Der erste Sohn der Familie stirbt wenige Stunden nach der Geburt. Ein weiterer Sohn stirbt im zarten Alter von zwei Jahren. Später werden sie auch noch eine Tochter im Alter von zwanzig Jahren zu Grabe tragen, die vor den Eltern in die Ewigkeit geht.
Die Familie ist arm. Matthias, der Vater, hat oft nur zeitweise Arbeit. Was am nächsten Tag gegessen wird, wissen sie oft nicht. Doch dem Familienleben schadet das nicht – ganz im Gegenteil. Das Familienleben dieser Familie wird als sehr harmonisch beschrieben. Es wird gemeinsam gespielt und musiziert. Zu Weihnachten werden regelrechte Konzerte veranstaltet, zu denen auch Nachbarn oder andere Gäste eingeladen werden. Eine halbe Stunde nach dem Abendessen ist immer für die Familienandacht reserviert.
So schreibt Hermann Hesse, der bekannte deutsche Dichter, zu Recht über ihn: ein treuer, warmer, herzlicher Mann, dem sein Bibelglaube gut zu Gesicht stand.
Schaut euch dieses Bild an: ein treuer, warmer, herzlicher Mann, dem der Bibelglaube wirklich gut zu Gesicht steht.
Mitten in diese Zeit hinein, nämlich im Jahr 1778, dichtet Matthias Claudius sein bekanntestes Werk, das Abendlied.
Der Maler Caspar David Friedrich hat dazu ein Bild gemalt. Es zeigt zwei Männer, die den Mond beobachten. Dieses Bild vermittelt sehr schön die Ruhe und den Frieden, die auch das Abendlied ausstrahlt.
Die erste Strophe des Abendliedes lautet:
„Der Mond ist aufgegangen,
die goldnen Sternlein prangen
am Himmel hell und klar,
der Wald steht still und schweiget,
und aus den Wiesen steiget
der weiße Nebel wunderbar.“
Dieses Abendlied beginnt also mit einer Naturbeobachtung. Man könnte auch sagen: Dieses Lied beginnt mit einer Spurensuche. Am Himmel sind der Mond und die Sterne zu sehen, unten auf der Erde der Wald, die Wiesen und der Nebel.

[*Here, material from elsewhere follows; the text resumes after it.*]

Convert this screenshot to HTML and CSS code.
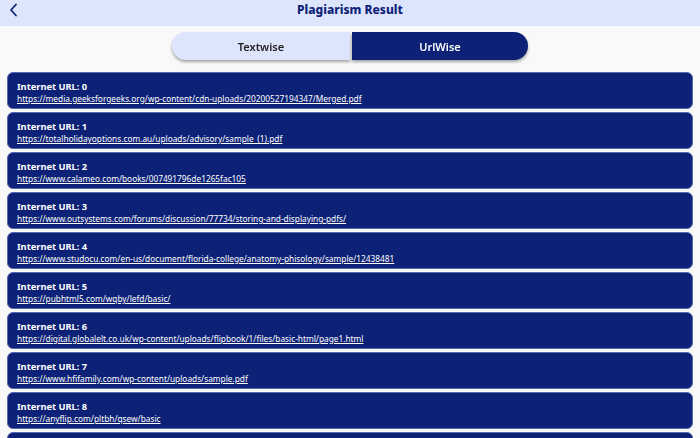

Doch zu dieser Naturbeobachtung, zu dieser Spurensuche, kommt in der dritten Strophe noch etwas Weiteres hinzu:
„Seht ihr den Mond dort stehen?
Er ist nur halb zu sehen
und ist doch rund und schön.
So sind wohl manche Sachen,
die wir getrost belachen,
weil unsere Augen sie nicht sehen.“
Habt ihr schon mal einen halben Mond am Himmel gesehen? Ja, ich sehe, dass ihr nickt. Gibt es einen halben Mond oder ist der Mond eigentlich immer ganz da?
Selbst die Kinder wissen das schon: Es gibt keinen halben Mond. Manchmal ist er nur halb zu sehen, aber eigentlich ist er immer ganz da. So heißt es auch im Lied: Er ist immer rund und schön.
An dieser Stelle wirkt das wie eine harmlose Naturbeobachtung, doch eigentlich ist es eine sehr schön und einfach verpackte Kritik an seiner Zeit. Seine Zeit nennt man die Aufklärung, eine Epoche, in der die Vernunft des Menschen über alles gesetzt wird.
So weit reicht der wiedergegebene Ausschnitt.